Photoshop CS 2 Version 9.0


----------



## Martin Schaefer (19. November 2013)

Selbstverständlich kann Photoshop das.
Du musst nur einen Pfad zeichnen und dann mit angewähltem Textwerkzeug auf diesen Pfad klicken (der Mauszeiger ändert sich, wenn du mit dem Textwerkzeug über den Pfad gehst).

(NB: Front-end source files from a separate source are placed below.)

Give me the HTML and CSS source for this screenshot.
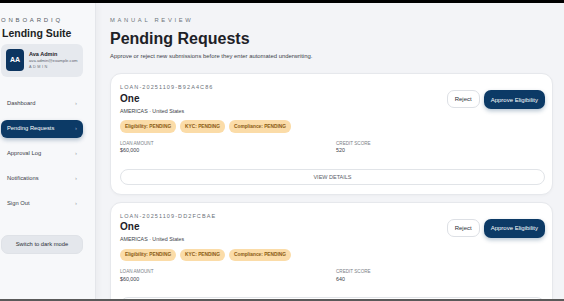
FILE: index.html
```html
<!DOCTYPE html>
<html lang="en">
<head>
  <meta charset="UTF-8">
  <title>OnboardIQ - Pending Requests</title>
  <link rel="stylesheet" href="styles.css">
</head>
<body>
  <div class="topbar"></div>
  <div class="layout">
    <aside class="sidebar">
      <div class="brand-kicker">ONBOARDIQ</div>
      <div class="brand">Lending Suite</div>
      <div class="profile">
        <div class="avatar">AA</div>
        <div class="profile-info">
          <div class="profile-name">Ava Admin</div>
          <div class="profile-mail">ava.admin@example.com</div>
          <div class="profile-role">ADMIN</div>
        </div>
      </div>
      <nav class="nav">
        <a class="nav-item">Dashboard <span class="chev">›</span></a>
        <a class="nav-item active">Pending Requests <span class="chev">›</span></a>
        <a class="nav-item">Approval Log <span class="chev">›</span></a>
        <a class="nav-item">Notifications <span class="chev">›</span></a>
        <a class="nav-item">Sign Out <span class="chev">›</span></a>
      </nav>
      <button class="theme-btn">Switch to dark mode</button>
    </aside>

    <main class="main">
      <div class="kicker">MANUAL REVIEW</div>
      <h1>Pending Requests</h1>
      <p class="subtitle">Approve or reject new submissions before they enter automated underwriting.</p>

      <div class="card">
        <div class="card-head">
          <div>
            <div class="loan-id">LOAN-20251109-B92A4C86</div>
            <div class="loan-name">One</div>
            <div class="loan-region">AMERICAS · United States</div>
          </div>
          <div class="actions">
            <button class="btn-reject">Reject</button>
            <button class="btn-approve">Approve Eligibility</button>
          </div>
        </div>
        <div class="badges">
          <span class="badge">Eligibility: PENDING</span>
          <span class="badge">KYC: PENDING</span>
          <span class="badge">Compliance: PENDING</span>
        </div>
        <div class="stats">
          <div><div class="stat-label">LOAN AMOUNT</div><div class="stat-value">$60,000</div></div>
          <div><div class="stat-label">CREDIT SCORE</div><div class="stat-value">520</div></div>
        </div>
        <button class="btn-details">VIEW DETAILS</button>
      </div>

      <div class="card">
        <div class="card-head">
          <div>
            <div class="loan-id">LOAN-20251109-DD2FCBAE</div>
            <div class="loan-name">One</div>
            <div class="loan-region">AMERICAS · United States</div>
          </div>
          <div class="actions">
            <button class="btn-reject">Reject</button>
            <button class="btn-approve">Approve Eligibility</button>
          </div>
        </div>
        <div class="badges">
          <span class="badge">Eligibility: PENDING</span>
          <span class="badge">KYC: PENDING</span>
          <span class="badge">Compliance: PENDING</span>
        </div>
        <div class="stats">
          <div><div class="stat-label">LOAN AMOUNT</div><div class="stat-value">$60,000</div></div>
          <div><div class="stat-label">CREDIT SCORE</div><div class="stat-value">640</div></div>
        </div>
        <button class="btn-details">VIEW DETAILS</button>
      </div>
    </main>
  </div>
  <div class="bottombar"></div>
</body>
</html>
```

FILE: styles.css
```css
* {
  box-sizing: border-box;
}
html, body {
  margin: 0;
  height: 100%;
  overflow: hidden;
}
body {
  font-family: "Liberation Sans", Arial, sans-serif;
  background: #f3f4f7;
  color: #1d2127;
  line-height: 1.2;
}
.topbar {
  height: 3px;
  background: #000;
}
.bottombar {
  position: fixed;
  left: 0;
  right: 0;
  bottom: 0;
  height: 2px;
  background: #5a5a5a;
}
.layout {
  display: flex;
  height: calc(100% - 3px);
}

/* sidebar */
.sidebar {
  width: 96px;
  flex-shrink: 0;
  background: #f7f8fa;
  border-right: 1px solid #e4e6ea;
  box-shadow: 2px 0 6px rgba(0, 0, 0, 0.04);
  padding: 14px 12px 0 1px;
}
.brand-kicker {
  font-size: 6px;
  letter-spacing: 2.8px;
  color: #555b63;
}
.brand {
  font-size: 10.5px;
  font-weight: 700;
  margin-top: 3px;
  padding-left: 1px;
  color: #1c1f24;
}
.profile {
  display: flex;
  align-items: center;
  gap: 5px;
  background: #e6e9ee;
  border-radius: 6px;
  padding: 5px 4px 5px 5px;
  margin-top: 4px;
  height: 33px;
}
.avatar {
  width: 18px;
  height: 22px;
  border-radius: 4px;
  background: #0d3560;
  color: #fff;
  font-size: 7px;
  font-weight: 700;
  display: flex;
  align-items: center;
  justify-content: center;
  flex-shrink: 0;
}
.profile-name {
  font-size: 5.5px;
  font-weight: 700;
}
.profile-mail {
  font-size: 4.2px;
  color: #5f6670;
  margin-top: 1px;
}
.profile-role {
  font-size: 3.8px;
  letter-spacing: 1.5px;
  color: #6b717a;
  margin-top: 2px;
}
.nav {
  display: flex;
  flex-direction: column;
  gap: 7px;
  margin-top: 18px;
}
.nav-item {
  display: flex;
  justify-content: space-between;
  align-items: center;
  font-size: 5.8px;
  color: #3a4048;
  padding: 0 6px;
  height: 18px;
  border-radius: 6px;
}
.nav-item.active {
  background: #0c3a66;
  color: #fff;
  box-shadow: 0 2px 4px rgba(12, 58, 102, 0.3);
}
.chev {
  font-size: 6px;
  color: #9aa0a8;
}
.nav-item.active .chev {
  color: #9fb3c9;
}
.theme-btn {
  display: block;
  width: 100%;
  margin-top: 22px;
  height: 19px;
  border: 1px solid #dfe2e7;
  border-radius: 7px;
  background: #e4e7ec;
  font-family: inherit;
  font-size: 5.8px;
  color: #2a2f36;
}

/* main */
.main {
  flex: 1;
  padding: 14px 11px 0 14px;
  overflow: hidden;
}
.kicker {
  font-size: 5.8px;
  letter-spacing: 2.7px;
  color: #6e747c;
}
h1 {
  font-size: 16px;
  font-weight: 700;
  margin: 5px 0 0;
  color: #1d2127;
}
.subtitle {
  font-size: 5.9px;
  color: #3c424a;
  margin: 5px 0 0;
}
.card {
  background: #fff;
  border: 1px solid #e6e8ec;
  border-radius: 11px;
  padding: 10px 7px 9px 9px;
  margin-top: 13px;
  box-shadow: 0 1px 3px rgba(0, 0, 0, 0.03);
}
.card + .card {
  margin-top: 7px;
}
.card-head {
  display: flex;
  justify-content: space-between;
  align-items: flex-start;
}
.loan-id {
  font-size: 5.5px;
  letter-spacing: 1.1px;
  color: #6a7078;
}
.loan-name {
  font-size: 10px;
  font-weight: 700;
  margin-top: 2px;
}
.loan-region {
  font-size: 5.3px;
  color: #3b4148;
  margin-top: 3px;
}
.actions {
  display: flex;
  gap: 4px;
  margin-top: 6px;
}
.btn-reject {
  height: 18px;
  padding: 0 7px;
  border: 1px solid #dde0e5;
  border-radius: 7px;
  background: #fff;
  font-family: inherit;
  font-size: 6px;
  color: #2a2f36;
}
.btn-approve {
  height: 19px;
  padding: 0 7px;
  border: none;
  border-radius: 7px;
  background: #0c3a66;
  color: #fff;
  font-family: inherit;
  font-size: 6px;
  box-shadow: 0 2px 4px rgba(12, 58, 102, 0.3);
}
.badges {
  display: flex;
  gap: 4px;
  margin-top: 6px;
}
.badge {
  background: #fbdca8;
  color: #8a5a12;
  font-size: 4.8px;
  font-weight: 700;
  padding: 3.5px 5px;
  border-radius: 6px;
}
.stats {
  display: grid;
  grid-template-columns: 216px 1fr;
  margin-top: 8px;
}
.stat-label {
  font-size: 4.6px;
  color: #7a8088;
}
.stat-value {
  font-size: 5.3px;
  color: #3a4048;
  margin-top: 1px;
}
.btn-details {
  display: block;
  width: 100%;
  height: 16px;
  margin-top: 15px;
  border: 1px solid #e1e4e8;
  border-radius: 8px;
  background: #fff;
  font-family: inherit;
  font-size: 5.5px;
  color: #5a6068;
}
```
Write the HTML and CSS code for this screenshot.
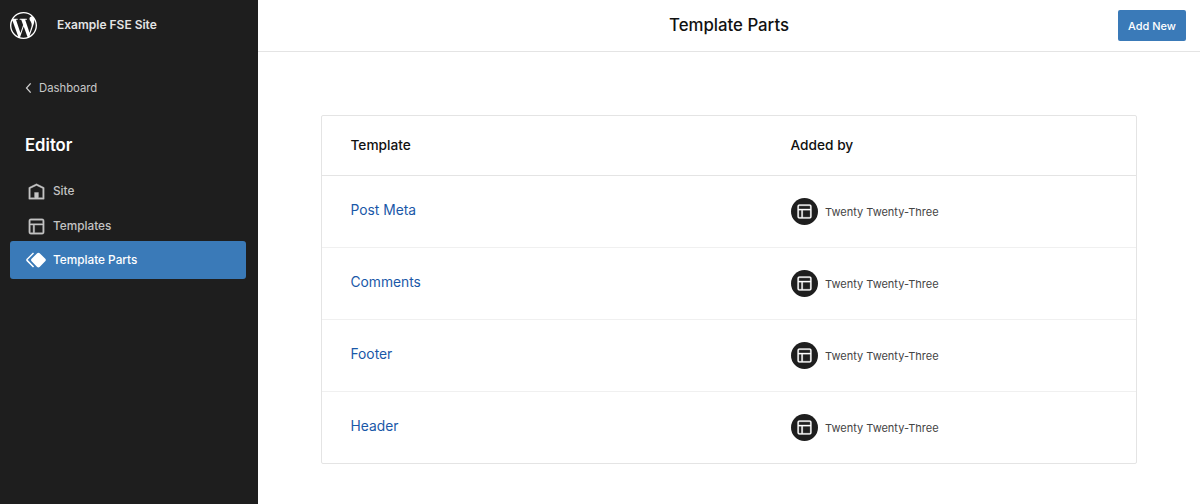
FILE: index.html
```html
<!DOCTYPE html>
<html lang="en">
<head>
<meta charset="utf-8">
<title>Template Parts</title>
<link rel="stylesheet" href="styles.css">
</head>
<body>
<div class="app">
  <aside class="sidebar">
    <div class="brand">
      <svg class="logo" viewBox="0 0 24 24"><path fill="#fff" d="M21.469 6.825c.84 1.537 1.318 3.3 1.318 5.175 0 3.979-2.156 7.456-5.363 9.325l3.295-9.527c.615-1.54.82-2.771.82-3.864 0-.405-.026-.78-.07-1.11m-7.981.105c.647-.03 1.232-.105 1.232-.105.582-.075.514-.93-.067-.899 0 0-1.755.135-2.88.135-1.064 0-2.85-.15-2.85-.15-.585-.03-.661.855-.075.885 0 0 .54.061 1.125.09l1.68 4.605-2.37 7.08L5.354 6.9c.649-.03 1.234-.1 1.234-.1.585-.075.516-.93-.065-.896 0 0-1.746.138-2.874.138-.2 0-.438-.008-.69-.015C4.911 3.15 8.235 1.215 12 1.215c2.809 0 5.365 1.072 7.286 2.833-.046-.003-.091-.009-.141-.009-1.06 0-1.812.923-1.812 1.914 0 .89.513 1.643 1.06 2.531.411.72.89 1.643.89 2.977 0 .915-.354 1.994-.821 3.479l-1.075 3.585-3.9-11.61.001.014zM12 22.784c-1.059 0-2.081-.153-3.048-.437l3.237-9.406 3.315 9.087c.024.053.05.101.078.149-1.12.393-2.325.609-3.582.609M1.211 12c0-1.564.336-3.05.935-4.39L7.29 21.709C3.694 19.96 1.212 16.271 1.211 12M12 0C5.385 0 0 5.385 0 12s5.385 12 12 12 12-5.385 12-12S18.615 0 12 0"/></svg>
      <span class="site-name">Example FSE Site</span>
    </div>
    <a class="back" href="#">
      <svg class="chevron" viewBox="0 0 24 24"><path d="M14.6 7l-1.2-1L8 12l5.4 6 1.2-1-4.6-5z"/></svg>
      <span>Dashboard</span>
    </a>
    <h2 class="section-title">Editor</h2>
    <nav class="nav">
      <a class="nav-item" href="#">
        <svg class="nav-icon" viewBox="0 0 24 24"><path d="M12 4L4 7.9V20h16V7.9L12 4zm6.5 14.5H14V13h-4v5.5H5.5V8.8L12 5.7l6.5 3.1v9.7z"/></svg>
        <span>Site</span>
      </a>
      <a class="nav-item" href="#">
        <svg class="nav-icon" viewBox="0 0 24 24"><path d="M18 5.5H6a.5.5 0 00-.5.5v3h13V6a.5.5 0 00-.5-.5zm.5 5H10v8h8a.5.5 0 00.5-.5v-7.5zm-10 0h-3V18a.5.5 0 00.5.5h2.5v-8zM6 4h12a2 2 0 012 2v12a2 2 0 01-2 2H6a2 2 0 01-2-2V6a2 2 0 012-2z"/></svg>
        <span>Templates</span>
      </a>
      <a class="nav-item active" href="#">
        <svg class="nav-icon" viewBox="0 0 24 24"><path d="M21.3 10.8l-5.6-5.6c-.7-.7-1.8-.7-2.5 0l-5.6 5.6c-.7.7-.7 1.8 0 2.5l5.6 5.6c.3.3.8.5 1.2.5s.9-.2 1.2-.5l5.6-5.6c.8-.7.8-1.9.1-2.5zm-17.6 1L10 5.5l-1-1-6.3 6.3c-.7.7-.7 1.8 0 2.5L9 19.5l1.1-1.1-6.3-6.3c-.2 0-.2-.2-.1-.3z"/></svg>
        <span>Template Parts</span>
      </a>
    </nav>
  </aside>
  <main class="main">
    <header class="topbar">
      <h1 class="page-title">Template Parts</h1>
      <a class="add-new" href="#">Add New</a>
    </header>
    <section class="content">
      <div class="table">
        <div class="row head">
          <div class="col-name">Template</div>
          <div class="col-by">Added by</div>
        </div>
        <div class="row">
          <a class="col-name link" href="#">Post Meta</a>
          <div class="col-by author">
            <span class="badge"><svg viewBox="0 0 24 24"><path d="M18 5.5H6a.5.5 0 00-.5.5v3h13V6a.5.5 0 00-.5-.5zm.5 5H10v8h8a.5.5 0 00.5-.5v-7.5zm-10 0h-3V18a.5.5 0 00.5.5h2.5v-8zM6 4h12a2 2 0 012 2v12a2 2 0 01-2 2H6a2 2 0 01-2-2V6a2 2 0 012-2z"/></svg></span>
            <span>Twenty Twenty-Three</span>
          </div>
        </div>
        <div class="row">
          <a class="col-name link" href="#">Comments</a>
          <div class="col-by author">
            <span class="badge"><svg viewBox="0 0 24 24"><path d="M18 5.5H6a.5.5 0 00-.5.5v3h13V6a.5.5 0 00-.5-.5zm.5 5H10v8h8a.5.5 0 00.5-.5v-7.5zm-10 0h-3V18a.5.5 0 00.5.5h2.5v-8zM6 4h12a2 2 0 012 2v12a2 2 0 01-2 2H6a2 2 0 01-2-2V6a2 2 0 012-2z"/></svg></span>
            <span>Twenty Twenty-Three</span>
          </div>
        </div>
        <div class="row">
          <a class="col-name link" href="#">Footer</a>
          <div class="col-by author">
            <span class="badge"><svg viewBox="0 0 24 24"><path d="M18 5.5H6a.5.5 0 00-.5.5v3h13V6a.5.5 0 00-.5-.5zm.5 5H10v8h8a.5.5 0 00.5-.5v-7.5zm-10 0h-3V18a.5.5 0 00.5.5h2.5v-8zM6 4h12a2 2 0 012 2v12a2 2 0 01-2 2H6a2 2 0 01-2-2V6a2 2 0 012-2z"/></svg></span>
            <span>Twenty Twenty-Three</span>
          </div>
        </div>
        <div class="row">
          <a class="col-name link" href="#">Header</a>
          <div class="col-by author">
            <span class="badge"><svg viewBox="0 0 24 24"><path d="M18 5.5H6a.5.5 0 00-.5.5v3h13V6a.5.5 0 00-.5-.5zm.5 5H10v8h8a.5.5 0 00.5-.5v-7.5zm-10 0h-3V18a.5.5 0 00.5.5h2.5v-8zM6 4h12a2 2 0 012 2v12a2 2 0 01-2 2H6a2 2 0 01-2-2V6a2 2 0 012-2z"/></svg></span>
            <span>Twenty Twenty-Three</span>
          </div>
        </div>
      </div>
    </section>
  </main>
</div>
</body>
</html>
```
FILE: styles.css
```css
* { box-sizing: border-box; }
html, body { margin: 0; height: 100%; overflow: hidden; }
body { font-family: Inter, "Noto Sans", "Liberation Sans", sans-serif; background: #fff; color: #000; }
a { text-decoration: none; color: inherit; }
.app { display: flex; height: 504px; }

.sidebar { width: 258px; flex: none; background: #1e1e1e; color: #e0e0e0; padding: 12px 12px 0 10px; }
.brand { display: flex; align-items: center; height: 27px; }
.logo { width: 27px; height: 27px; flex: none; }
.site-name { margin-left: 20px; font-size: 12px; font-weight: 600; color: #e4e4e4; position: relative; top: -1px; }
.back { display: flex; align-items: center; margin: 37px 0 0 9px; height: 24px; font-size: 11.3px; font-weight: 400; color: #c8c8c8; }
.chevron { width: 20px; height: 20px; fill: #d0d0d0; flex: none; }
.section-title { margin: 34px 0 0 15px; font-size: 16.7px; line-height: 22px; font-weight: 600; color: #fff; }
.nav { display: flex; flex-direction: column; margin-top: 17px; width: 236px; }
.nav-item { display: flex; align-items: center; height: 36px; padding-left: 15px; font-size: 11.8px; font-weight: 500; color: #c4c4c4; border-radius: 3px; }
.nav-item + .nav-item { margin-top: -1px; }
.nav-item.active { height: 38px; margin-top: -3px; padding-left: 14px; background: #3a7ab8; color: #fff; }
.nav-icon { width: 23px; height: 23px; fill: currentColor; stroke: currentColor; stroke-width: 0.4; margin-right: 5px; flex: none; }
.nav-item.active .nav-icon { width: 24px; height: 24px; stroke-width: 0; }

.main { flex: 1; min-width: 0; display: flex; flex-direction: column; }
.topbar { position: relative; height: 52px; flex: none; display: flex; align-items: center; justify-content: center; border-bottom: 1px solid #e4e4e4; }
.page-title { margin: 0; font-size: 16.8px; font-weight: 500; color: #111; position: relative; top: -1px; }
.add-new { position: absolute; right: 14px; top: 10px; width: 68px; height: 31px; display: flex; align-items: center; justify-content: center; background: #3a7ab8; color: #fff; font-size: 11px; font-weight: 500; border-radius: 2px; }

.content { padding: 63px 62px 0 63px; }
.table { border: 1px solid #e4e4e4; border-radius: 2px; width: 816px; }
.row { display: flex; align-items: center; height: 72px; padding-left: 28.5px; border-top: 1px solid #f0f0f0; }
.row.head { height: 60px; border-top: 0; border-bottom: 1px solid #e4e4e4; font-size: 13.7px; font-weight: 500; color: #111; }
.row.head > div { position: relative; top: -1px; }
.row.head + .row { border-top: 0; height: 71px; }
.col-name { width: 440px; flex: none; }
.link { font-size: 13.8px; font-weight: 400; color: #1a58a8; position: relative; top: -1.5px; }
.author { display: flex; align-items: center; font-size: 11px; color: #444; }
.badge { width: 27px; height: 27px; border-radius: 50%; background: #1e1e1e; display: flex; align-items: center; justify-content: center; margin-right: 7.5px; flex: none; }
.badge svg { width: 21px; height: 21px; fill: #fff; stroke: #fff; stroke-width: 0.3; }
```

Anschließend tippst du deinen Text ein, der sich schön am Pfad entlang bewegt. Anschließend kannst du z.B. mit Textgröße oder auch mit dem Zeichenabstand dann den Text anpassen. Ist wirklich ganz simpel.


----------



## Krasse (19. November 2013)

Hallo,

danke für deine Antwort, bevor ich es ausprobiere, hab ich es mal händisch gemacht um dir zu zeigen, was ich meine. Wenn du es auch so gemeint hast, dann probiere ich es gleich aus.

Hier der Screen:







In der Mitte sollte die Kante für die beiden Zeilen sein. die Konturen sollten einen Kreis ergeben.


----------



## Martin Schaefer (20. November 2013)

Nee, tut mir leid, so hatte ich dein Anliegen leider nicht verstanden.
Zu deinem (durchaus hilfreichen) Bildchen: Ich verstehe jetzt zwar schonmal, in welche Richtung es gehen soll, müsste aber noch wissen, ob du die Buchstaben nur durch "Verbeulen" in Form pressen willst, oder ob es eine Mischung aus Verbeulen, Neigen, Größe und Abschneiden passieren soll.


----------



## Krasse (20. November 2013)

Ist mir eigentlich egal.. Es sollte halt gut aussehen und professionell wirken.


----------



## Trillian (26. November 2013)

Ich würde so etwas eher in Illu machen. 

In Photoshop könntest du die Schrift mit Verflüssigen -> Aufblasen und damit rund machen. Danach noch eine Kreisemaske drüber.
Oder du wandelst du Schrift in Pfade um und ziehst du Buchstaben händisch in Form. Auch hier kann eine Maske das ganze runde machen.


----------